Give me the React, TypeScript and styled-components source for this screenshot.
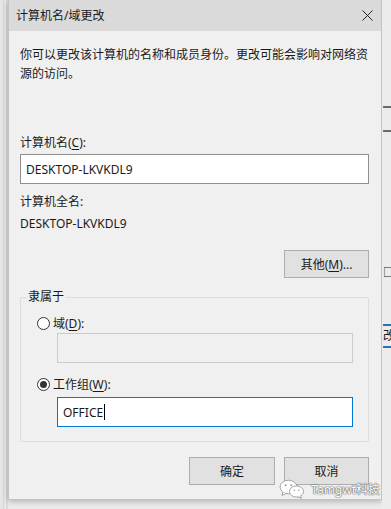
import React from "react";
import styled, { createGlobalStyle } from "styled-components";

const GlobalStyle = createGlobalStyle`
  html, body {
    margin: 0;
    padding: 0;
    background: #e9e9e9;
  }
  body {
    font-family: "Noto Sans", "Noto Sans CJK SC", sans-serif;
    font-size: 12px;
    color: #1a1a1a;
  }
`;

const Page = styled.div`
  position: relative;
  display: flex;
  width: 391px;
  height: 509px;
  overflow: hidden;
  background: #ebebeb;
`;

const LeftEdge = styled.div`
  flex: none;
  width: 8px;
  background: linear-gradient(
    to right,
    #e6e6e6 0 3px,
    #d6d6d6 3px 4px,
    #e9e9e9 4px 6px,
    #dcdcdc 6px 8px
  );
`;

const RightEdge = styled.div`
  flex: 1;
  display: flex;
  flex-direction: column;
  padding-left: 1px;
  background: #ececec;
  overflow: hidden;
`;

const EdgeLine = styled.div<{ $top: number; $color?: string }>`
  margin-top: ${(p) => p.$top}px;
  height: 2px;
  background: ${(p) => p.$color || "#6a6a6a"};
`;

const EdgeGlyph = styled.div<{ $top: number }>`
  margin-top: ${(p) => p.$top}px;
  height: 14px;
  line-height: 14px;
  font-size: 12px;
  white-space: nowrap;
`;

const Dialog = styled.div`
  flex: none;
  box-sizing: border-box;
  width: 374px;
  height: 500px;
  display: flex;
  flex-direction: column;
  background: #f0f0f0;
  border: 1px solid #c4c4c4;
  border-top: none;
  box-shadow: 0 1px 6px rgba(0, 0, 0, 0.28);
`;

const TitleBar = styled.div`
  flex: none;
  height: 31px;
  display: flex;
  align-items: center;
  justify-content: space-between;
  padding: 0 8px 0 7px;
  background: #dadada;
`;

const Title = styled.div`
  font-size: 12px;
  line-height: 16px;
  color: #1a1a1a;
`;

const CloseIcon = () => (
  <svg width="11" height="11" viewBox="0 0 11 11">
    <path d="M0.5 0.5 L10.5 10.5 M10.5 0.5 L0.5 10.5" stroke="#222" strokeWidth="1" />
  </svg>
);

const Body = styled.div`
  flex: 1;
  display: flex;
  flex-direction: column;
  padding: 14px 12px 0 11px;
`;

const Description = styled.div`
  line-height: 19px;
  white-space: nowrap;
`;

const Label = styled.div<{ $top: number }>`
  margin-top: ${(p) => p.$top}px;
  line-height: 16px;
  white-space: nowrap;
`;

const Key = styled.span`
  text-decoration: underline;
  text-underline-offset: 2px;
`;

const TextBox = styled.div<{ $top: number; $state?: "normal" | "disabled" | "focused" }>`
  box-sizing: border-box;
  margin-top: ${(p) => p.$top}px;
  height: 30px;
  display: flex;
  align-items: center;
  padding: 0 5px;
  background: ${(p) => (p.$state === "disabled" ? "#f0f0f0" : "#ffffff")};
  border: 1px solid
    ${(p) =>
      p.$state === "disabled" ? "#cccccc" : p.$state === "focused" ? "#0078d7" : "#8f8f8f"};
  white-space: nowrap;
`;

const Caret = styled.span`
  display: inline-block;
  width: 1px;
  height: 16px;
  margin-left: 1px;
  background: #000;
`;

const Button = styled.div<{ $width: number }>`
  box-sizing: border-box;
  flex: none;
  width: ${(p) => p.$width}px;
  height: 28px;
  display: flex;
  align-items: center;
  justify-content: center;
  background: #e1e1e1;
  border: 1px solid #adadad;
  white-space: nowrap;
`;

const OtherRow = styled.div`
  margin-top: 18px;
  display: flex;
  justify-content: flex-end;
`;

const Group = styled.fieldset`
  margin: 11px 0 0 0;
  padding: 10px 15px 14px 16px;
  border: 1px solid #dcdcdc;
  border-radius: 2px;
  display: flex;
  flex-direction: column;
`;

const Legend = styled.legend`
  margin-left: -11px;
  padding: 0 2px;
  line-height: 16px;
`;

const RadioRow = styled.div<{ $top: number }>`
  margin-top: ${(p) => p.$top}px;
  display: flex;
  align-items: center;
  gap: 3px;
  height: 16px;
  white-space: nowrap;
`;

const RadioCircle = styled.span<{ $checked?: boolean }>`
  box-sizing: border-box;
  flex: none;
  width: 13px;
  height: 13px;
  border-radius: 50%;
  border: 1px solid #333;
  background: #fff;
  display: flex;
  align-items: center;
  justify-content: center;

  &::after {
    content: "";
    display: ${(p) => (p.$checked ? "block" : "none")};
    width: 7px;
    height: 7px;
    border-radius: 50%;
    background: #333;
  }
`;

const Indent = styled.div`
  margin-left: 20px;
  display: flex;
  flex-direction: column;
`;

const Footer = styled.div`
  margin-top: 15px;
  display: flex;
  justify-content: flex-end;
  gap: 9px;
`;

const Watermark = styled.div`
  position: absolute;
  right: 11px;
  bottom: 10px;
  display: flex;
  align-items: center;
  gap: 6px;
  color: #fff;
  font-size: 12px;
  text-shadow: 0 0 1px #555, 0 0 1px #555, 0 0 2px #888;
`;

const WeChatIcon = () => (
  <svg width="26" height="20" viewBox="0 0 26 20">
    <ellipse cx="9.5" cy="8" rx="8.5" ry="6.8" fill="#fff" stroke="#9a9a9a" strokeWidth="0.9" />
    <path d="M4 13 L3 16.5 L7.5 14.2" fill="#fff" stroke="#9a9a9a" strokeWidth="0.9" />
    <circle cx="6.6" cy="6.2" r="1" fill="#9a9a9a" />
    <circle cx="12.2" cy="6.2" r="1" fill="#9a9a9a" />
    <ellipse cx="17.5" cy="12.5" rx="7" ry="5.6" fill="#fff" stroke="#9a9a9a" strokeWidth="0.9" />
    <path d="M21.5 16.6 L22.5 19.3 L18.8 17.8" fill="#fff" stroke="#9a9a9a" strokeWidth="0.9" />
    <circle cx="15.3" cy="11.3" r="0.8" fill="#9a9a9a" />
    <circle cx="19.8" cy="11.3" r="0.8" fill="#9a9a9a" />
  </svg>
);

export default function App() {
  return (
    <>
      <GlobalStyle />
      <Page>
        <LeftEdge />
        <Dialog>
          <TitleBar>
            <Title>计算机名/域更改</Title>
            <CloseIcon />
          </TitleBar>
          <Body>
            <Description>
              你可以更改该计算机的名称和成员身份。更改可能会影响对网络资
              <br />
              源的访问。
            </Description>

            <Label $top={52}>
              计算机名(<Key>C</Key>):
            </Label>
            <TextBox $top={3}>DESKTOP-LKVKDL9</TextBox>

            <Label $top={10}>计算机全名:</Label>
            <Label $top={6}>DESKTOP-LKVKDL9</Label>

            <OtherRow>
              <Button $width={85}>
                其他(<Key>M</Key>)...
              </Button>
            </OtherRow>

            <Group>
              <Legend>隶属于</Legend>
              <RadioRow $top={0}>
                <RadioCircle />
                <span>
                  域(<Key>D</Key>):
                </span>
              </RadioRow>
              <Indent>
                <TextBox $top={2} $state="disabled" />
              </Indent>
              <RadioRow $top={13}>
                <RadioCircle $checked />
                <span>
                  工作组(<Key>W</Key>):
                </span>
              </RadioRow>
              <Indent>
                <TextBox $top={5} $state="focused">
                  OFFICE
                  <Caret />
                </TextBox>
              </Indent>
            </Group>

            <Footer>
              <Button $width={86}>确定</Button>
              <Button $width={85}>取消</Button>
            </Footer>
          </Body>
        </Dialog>
        <RightEdge>
          <EdgeLine $top={106} />
          <EdgeLine $top={22} />
          <EdgeGlyph $top={134}>□</EdgeGlyph>
          <EdgeLine $top={44} $color="#2f6fb6" />
          <EdgeGlyph $top={3}>改(</EdgeGlyph>
          <EdgeLine $top={3} $color="#2f6fb6" />
        </RightEdge>
        <Watermark>
          <WeChatIcon />
          <span>Tamgwt科技</span>
        </Watermark>
      </Page>
    </>
  );
}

━━━━━━━━

Copy out all lines that carry the word "components".

Answer for this exercise:
Give me the React, TypeScript and styled-components source for this screenshot.
import styled, { createGlobalStyle } from "styled-components";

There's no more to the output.